I love being friends with hot girls on Facebook.  Not because they're hot, but because when they're single and lonely, they'll post these funny little statuses about how much they'd like to meet someone, or how much they wish someone would speak out about being in love with them.  Do I love that because it's something I can take advantage of and use to score a date?  Hell no, I'm way too shy for that shit.  It's because I'm completely cognizant of the reasons why I feel to shy for that shit.

There's this old cliche, "be careful what you wish for," that probably not a lot of people think about when they post a status like that.  A lot of them are indeed careful to specify they want a "wonderful" person rather than, y'know, a "creep."  We'll come back to that word.  What's funny is that that little cliche has everything to do with a post about looking for love.  It's not necessarily that some womanizer, chronic ex-girlfriend beater, or rapist is going to come out of the woodwork in response.  Those aren't the funny and interesting ones.  The ones they want to watch out for are exactly what they want.

If you know me a little bit, you probably know who I'm talking about since I fall into the category myself, roughly.  I'm talking about the not-so-attractive, nerdy dudes who've happened to fall in love with someone way out of their league.  These guys might be all the wonderful adjectives the girls in question describe: honest, kind, witty, trustworthy, but they don't speak up.  Well, some of them do just because it's their first time, but a lot of them won't speak up.  Why?  Rejection.  I already sort of explained it.  "She's out of their league."  That's interesting since she just said she wanted this kind, honest guy and well, here he is. 

Now, I'm not saying this happens in every case and that everyone considered attractive by the general population is a shallow jerkass.  I know that's not true, but there are probably a good number of guys (or girls, since this can definitely go the other way around), suprising number even, that won't speak up just because of this "league" concept that's been in place since God knows when.  It's kind of a norm now that we don't expect hot girls to date these little nerdy types, and when you start to think about the scenario I've cooked up, it makes less and less sense.  There he is, answering her prayer legitimately and bam! nope, denied. 

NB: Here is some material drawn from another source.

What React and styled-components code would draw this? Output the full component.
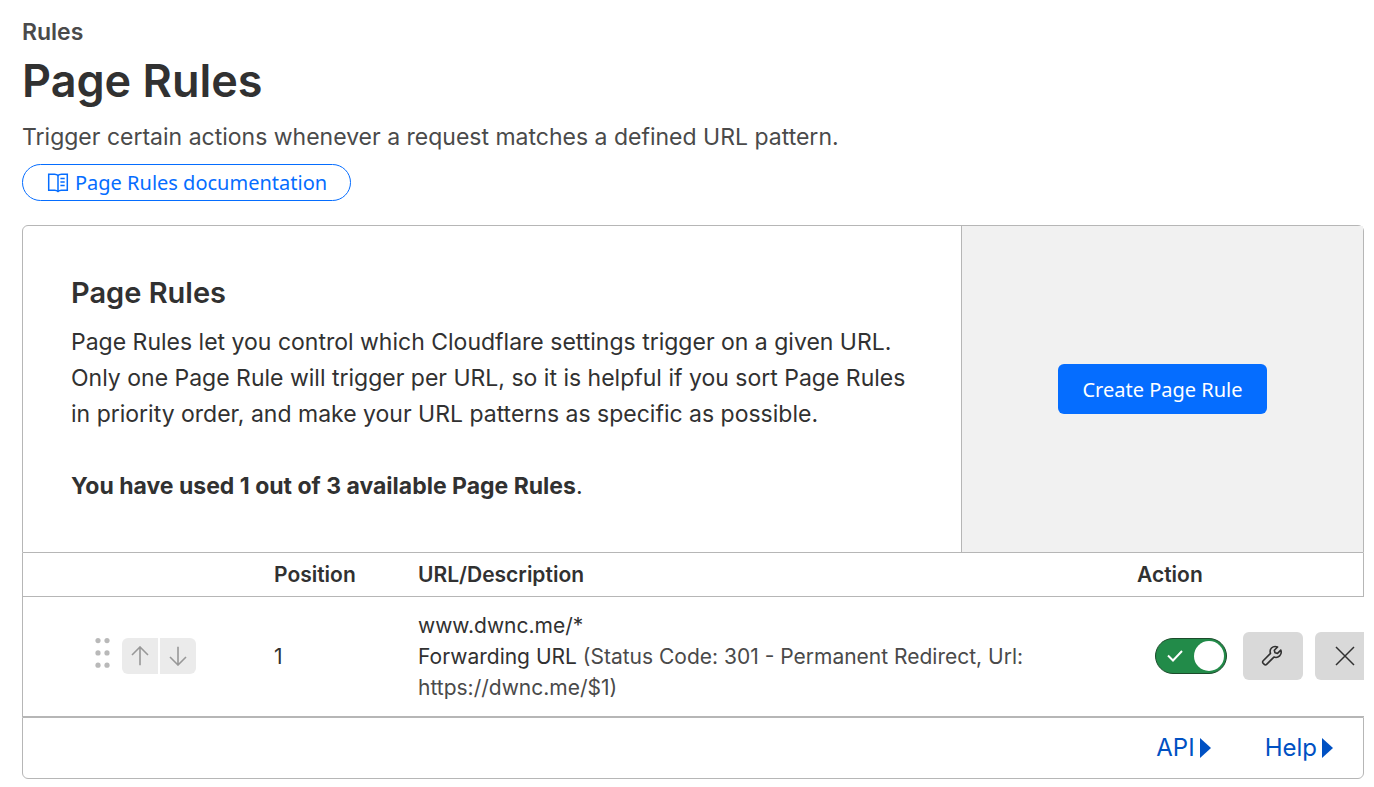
import styled, { createGlobalStyle, css } from 'styled-components';

const GlobalStyle = createGlobalStyle`
  *, *::before, *::after {
    box-sizing: border-box;
  }
  body {
    margin: 0;
    background: #fff;
    color: #313131;
    font-family: Inter, "Liberation Sans", sans-serif;
    font-size: 23px;
    line-height: 36px;
  }
  h1, h2, p {
    margin: 0;
  }
  button {
    font-family: inherit;
    cursor: pointer;
  }
`;

const line = '#b6b6b6';

const Page = styled.main`
  padding: 14px 10px 8px 22px;
`;

const Section = styled.p`
  font-weight: 600;
  color: #4a4a4a;
`;

const Title = styled.h1`
  font-size: 45px;
  line-height: 62px;
  font-weight: 600;
`;

const Lead = styled.p`
  margin-top: 7px;
  color: #4a4a4a;
`;

const DocsLink = styled.a`
  display: inline-flex;
  align-items: center;
  gap: 6px;
  height: 37px;
  margin: 9px 0 24px;
  padding: 0 23px 0 24px;
  border: 1px solid #056dff;
  border-radius: 20px;
  color: #056dff;
  font-family: "Noto Sans", sans-serif;
  font-size: 20px;
  text-decoration: none;
  vertical-align: top;
`;

const Summary = styled.section`
  display: grid;
  grid-template-columns: 7fr 3fr;
  border: 1px solid ${line};
  border-radius: 6px 6px 0 0;
`;

const SummaryText = styled.div`
  padding: 48px;
`;

const SummaryTitle = styled.h2`
  margin-bottom: 12px;
  font-size: 29px;
  line-height: 38px;
  font-weight: 600;
`;

const Usage = styled.p`
  padding-top: 36px;
`;

const SummarySide = styled.div`
  display: flex;
  align-items: center;
  justify-content: center;
  border-left: 1px solid ${line};
  background: #f1f1f1;
`;

const CreateButton = styled.button`
  height: 50px;
  padding: 0 24px;
  border: 0;
  border-radius: 6px;
  background: #056dff;
  color: #fff;
  font-family: "Noto Sans", sans-serif;
  font-size: 20px;
`;

const TableWrap = styled.div`
  overflow: hidden;
  border-left: 1px solid ${line};
`;

const Table = styled.table`
  width: 100%;
  table-layout: fixed;
  border-collapse: separate;
  border-spacing: 0;
  font-size: 21px;
  line-height: 31px;
`;

const HeadCell = styled.th`
  width: ${(p) => p.$width || 'auto'};
  height: 44px;
  padding: 0 12px;
  border-bottom: 1px solid ${line};
  font-weight: 600;
  text-align: left;
  &:last-child {
    border-right: 1px solid ${line};
  }
`;

const Cell = styled.td`
  height: 120px;
  padding: 11px 12px 12px;
  border-bottom: 1px solid ${line};
`;

const Detail = styled.span`
  color: #4a4a4a;
`;

const OrderControls = styled.div`
  display: flex;
  align-items: flex-start;
  gap: 12px;
  padding-left: 60px;
`;

const OrderButtons = styled.div`
  display: flex;
  gap: 2px;
`;

const iconButton = css`
  display: flex;
  flex: none;
  align-items: center;
  justify-content: center;
  padding: 0;
  border: 0;
`;

const OrderButton = styled.button`
  ${iconButton}
  width: 36px;
  height: 36px;
  border-radius: ${(p) => (p.$side === 'left' ? '6px 0 0 6px' : '0 6px 6px 0')};
  background: #ebebeb;
  color: #989898;
`;

const RowActions = styled.div`
  display: flex;
  align-items: center;
  gap: 12px;
  padding-left: 18px;
`;

const ActionButton = styled.button`
  ${iconButton}
  width: 60px;
  height: 48px;
  border-radius: 6px;
  background: #d9d9d9;
  color: #313131;
`;

const Toggle = styled.label`
  display: flex;
  flex: none;
  align-items: center;
  justify-content: space-between;
  width: 72px;
  height: 36px;
  margin-right: 4px;
  padding: 0 2px 0 11px;
  border: 1px solid #1c4b2b;
  border-radius: 18px;
  background: #228b49;
  cursor: pointer;
  &:not(:has(input:checked)) {
    flex-direction: row-reverse;
    padding: 0 11px 0 2px;
    background: #797979;
  }
`;

const ToggleInput = styled.input`
  appearance: none;
  width: 30px;
  height: 30px;
  margin: 0;
  border-radius: 50%;
  background: #fff;
  cursor: pointer;
`;

const Footer = styled.footer`
  display: flex;
  align-items: center;
  justify-content: flex-end;
  gap: 54px;
  height: 62px;
  padding-right: 30px;
  border: 1px solid ${line};
  border-radius: 0 0 6px 6px;
  font-size: 24px;
`;

const FooterLink = styled.a`
  display: flex;
  align-items: center;
  gap: 5px;
  color: #0051c3;
  text-decoration: none;
`;

function BookIcon() {
  return (
    <svg width="22" height="20" viewBox="0 0 22 20" fill="none" stroke="currentColor" strokeWidth="1.5" aria-hidden="true">
      <path d="M11 2.5C10 1.4 9 1.2 7.5 1.2H1.7v16h6.1c1.3 0 2.3.3 3.2 1.3.9-1 1.9-1.3 3.2-1.3h6.100v-16h-5.800C13 1.200 12 1.400 11 2.500z" />
      <path d="M11 2.500v16M13.400 5.500h4.300M13.400 9h4.300M13.400 12.500h4.300" />
    </svg>
  );
}

function DragIcon() {
  return (
    <svg width="15" height="30" viewBox="0 0 15 30" fill="#b9b9b9" aria-hidden="true">
      {[2, 14.3, 26.6].map((y) => (
        <g key={y}>
          <circle cx="3" cy={y + 0.6} r="2.6" />
          <circle cx="12" cy={y + 0.6} r="2.6" />
        </g>
      ))}
    </svg>
  );
}

function ArrowIcon({ down }) {
  return (
    <svg width="20" height="20" viewBox="0 0 20 20" fill="none" stroke="currentColor" strokeWidth="1.6" aria-hidden="true">
      <path d={down ? 'M10 .8v18M2 11l8 8 8-8' : 'M10 19.2v-18M2 9l8-8 8 8'} />
    </svg>
  );
}

function CheckIcon() {
  return (
    <svg width="16" height="12" viewBox="0 0 16 12" fill="none" stroke="#fff" strokeWidth="2" aria-hidden="true">
      <path d="M1 5.5l5 5L15 1" />
    </svg>
  );
}

function WrenchIcon() {
  return (
    <svg width="24" height="24" viewBox="1 0 24 24" fill="none" stroke="currentColor" strokeWidth="1.6" strokeLinejoin="round" aria-hidden="true">
      <path d="M17.600 3c-2.200-.9-4.600-.5-6.100 1-1.400 1.500-1.700 3.500-1 5.400L3.200 16.800c-.8.800-.8 1.700-.1 2.400l1.200 1.200c.7.700 1.600.7 2.300 0l7.300-7.300c2 .7 4.200.3 5.700-1.200 1.600-1.600 2-3.700 1.200-5.800l-3.300 3.300-2.500-.6-.7-2.500z" />
    </svg>
  );
}

function CloseIcon() {
  return (
    <svg width="20" height="20" viewBox="0 0 20 20" fill="none" stroke="currentColor" strokeWidth="1.5" aria-hidden="true">
      <path d="M1 1l18 18M19 1L1 19" />
    </svg>
  );
}

function CaretIcon() {
  return (
    <svg width="11" height="20" viewBox="0 0 11 20" fill="currentColor" aria-hidden="true">
      <path d="M0 0v20l11-10z" />
    </svg>
  );
}

const rules = [
  {
    position: 1,
    url: 'www.dwnc.me/*',
    action: 'Forwarding URL',
    detail: '(Status Code: 301 - Permanent Redirect, Url: https://dwnc.me/$1)',
  },
];

function RuleRow({ rule }) {
  return (
    <tr>
      <Cell>
        <OrderControls>
          <DragIcon />
          <OrderButtons>
            <OrderButton $side="left" aria-label="Move up"><ArrowIcon /></OrderButton>
            <OrderButton $side="right" aria-label="Move down"><ArrowIcon down /></OrderButton>
          </OrderButtons>
        </OrderControls>
      </Cell>
      <Cell>{rule.position}</Cell>
      <Cell>
        {rule.url}
        <br />
        {rule.action} <Detail>{rule.detail}</Detail>
      </Cell>
      <Cell>
        <RowActions>
          <Toggle>
            <CheckIcon />
            <ToggleInput type="checkbox" defaultChecked aria-label="Rule enabled" />
          </Toggle>
          <ActionButton aria-label="Edit"><WrenchIcon /></ActionButton>
          <ActionButton aria-label="Delete"><CloseIcon /></ActionButton>
        </RowActions>
      </Cell>
    </tr>
  );
}

function App() {
  return (
    <>
      <GlobalStyle />
      <Page>
        <Section>Rules</Section>
        <Title>Page Rules</Title>
        <Lead>Trigger certain actions whenever a request matches a defined URL pattern.</Lead>
        <DocsLink href="#docs">
          <BookIcon />
          Page Rules documentation
        </DocsLink>
        <Summary>
          <SummaryText>
            <SummaryTitle>Page Rules</SummaryTitle>
            <p>
              Page Rules let you control which Cloudflare settings trigger on a given URL. Only one
              Page Rule will trigger per URL, so it is helpful if you sort Page Rules in priority
              order, and make your URL patterns as specific as possible.
            </p>
            <Usage><strong>You have used 1 out of 3 available Page Rules</strong>.</Usage>
          </SummaryText>
          <SummarySide>
            <CreateButton>Create Page Rule</CreateButton>
          </SummarySide>
        </Summary>
        <TableWrap>
          <Table>
            <thead>
              <tr>
                <HeadCell $width="239px" aria-label="Order" />
                <HeadCell $width="144px">Position</HeadCell>
                <HeadCell>URL/Description</HeadCell>
                <HeadCell $width="239px">Action</HeadCell>
              </tr>
            </thead>
            <tbody>
              {rules.map((rule) => <RuleRow key={rule.position} rule={rule} />)}
            </tbody>
          </Table>
        </TableWrap>
        <Footer>
          <FooterLink href="#api">API<CaretIcon /></FooterLink>
          <FooterLink href="#help">Help<CaretIcon /></FooterLink>
        </Footer>
      </Page>
    </>
  );
}

export default App;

That's what's kind of funny about the whole thing, is that for every plea she posts, there's some unattactive guy unable to answer her that she doesn't know about.  I get to smile and say "be careful what you wish for," because in putting some brave little man in his proper league, she might just be passing up on a guy that's perfect for her had she been a little less judgmental or something.  It'd be interesting as hell to someday see a girl/guy that does that come back and post a status like "Well guess I should've thought that one out more," or "I'm sorry [boy/girl who's currently sulking in their own league]," because as it is now there's not all that much reflection on the path not taken when there was a fork in the road.  In fact, the way some people act I wonder if they even saw that it was a fork in their road.  It's like the answer's so obvious there's not even a what if scenario...just "well, you're out of my league so nope."

I'm not just talking out of my ass here, I'll admit I've had this happen to me before.  This was back in the days of Myspace, and this girl I liked posted a survey in a bulletin (dear God I'm speaking in ancient terms here) in which she answered the question "If someone liked you right now, would you want them to tell you?" with "Yes."  So I decided to grow a pair of balls and message this chick.  So I did, and being me, it was this long winded thing about...I don't even know, but in true me style it was probably a lot longer than it should have been.  She replied that she had a guy and wasn't looking (I think).  But she later posted a status that read "Gosh, people have been such creepsters lately."  Me being paranoid due to rejection in the past, I thought it was about it me.  Gossip through the grapevine eventually told me that I was...well, amongst other things.  So I've been there, and y'know it's funny, because I don't see it as a missed opportunity anymore, and I don't really feel sorry for her.

I support all the little creepers out there in the wrong league, and I grin and shake my head at all those that set up situations like mine.  Yeah, go ahead, ask them to come and find you, just don't wonder- wait no, DO wonder why all of these little creeps start telling you they love you.